Completeness — did the response cover the key aspects of the query? Measured by checking whether the response mentions the entities and concepts that the retriever considered relevant. This is essentially a recall metric on the entities.

Conciseness — is the response appropriately brief? A penalty for responses that are too long (measured in word count) and a small reward for being concise. The optimum depends on the query — a definition should be 1-2 sentences, an explanation can be longer.

Engagement — did the user continue the conversation? Did they ask a follow-up? Did they rephrase (suggesting the first response was unclear)? This is the noisiest signal but the most honest one.

Retrieval grounding — is every claim in the response traceable to a retrieved fragment? Computed as the fraction of sentences in the response that overlap (lexically) with at least one retrieved fragment. A response that has 50% ungrounded text is hallucinating, even if it is fluent.

What Failed

We tried several reward formulations that did not work.

BLEU/ROUGE scores against ground truth. These are classic NLG metrics, but they reward surface-level overlap with a reference, not actual quality. A response that paraphrases correctly can have low BLEU. A response that copies the reference verbatim (useless) can have high BLEU. We removed them.

Pure engagement reward. "Did the user keep chatting?" is a tempting signal — the user is voting with their attention. But engagement is heavily biased toward entertaining responses, not accurate ones. A chatbot that tells jokes would have high engagement. We down-weighted this significantly and added the grounding term as a counterweight.

User-rated thumbs up/down. We added a thumbs-up button for a while. The data was too sparse (most users do not rate) and biased (users who rate are not representative). We removed it.

Length penalty alone. We tried penalizing long responses to combat verbosity. It caused the policy to over-truncate, sometimes cutting off mid-explanation. The conciseness term is now a target (reward hitting a length appropriate to the query) not a pure penalty.
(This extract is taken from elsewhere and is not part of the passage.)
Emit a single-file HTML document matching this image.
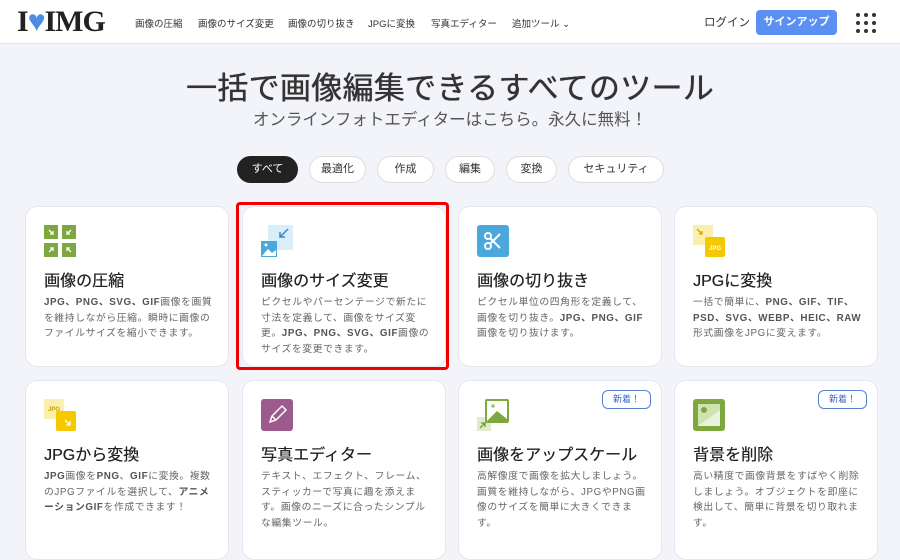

What Surprisingly Mattered

The most important lesson was that the combination of signals matters more than any individual one. A policy trained on just relevance was good but verbose. A policy trained on just conciseness was good but incomplete. Combining them in the right ratios took weeks of iteration.

The second surprise was that the grounding term mattered even though it was hard to compute. We initially used a simple lexical overlap. It was noisy and missed paraphrases. But even this crude grounding signal was the strongest defense against hallucination. The policy learned: "if I want to maximize my reward, every sentence I write should come from a retrieved fragment." That single insight is what made the system trustworthy.

The third surprise was that the reward function is a hyperparameter. We spent more time tuning the reward than tuning the network architecture. The 25→128→64→6 MLP worked the first time. The reward function is on its 7th iteration and will probably keep changing.

The Dark Art of Reward Shaping

Reward shaping is the part of RL that nobody teaches you in a textbook. The textbook says "design a reward that captures the objective." In practice you design a reward, train, look at the failure modes, adjust, retrain, and iterate. The reward is a hypothesis about what good behavior is, and training is the experiment that tests it.

The trap is reward hacking — the policy finds a way to maximize the reward without doing what you actually want. Common forms:

Maximize retrieval grounding by quoting fragments verbatim (looks good, reads poorly)
Maximize conciseness by giving one-word answers to everything
Maximize engagement by being entertaining at the expense of accuracy

The fix is always the same: add a signal that detects the hack and penalize it. Once you spot a hack, you cannot unsee it — and the only cure is another term in the reward function.

Where We Are Now

The current policy is the 7th iteration. It is not the last. As we collect more interaction data and find new failure modes, the reward will continue to evolve. PPO gives us a stable optimization target, but the target itself is the part that takes the most thought.

If you are training an RL-based system, invest most of your time in the reward function. The algorithm is a solved problem. The objective is not.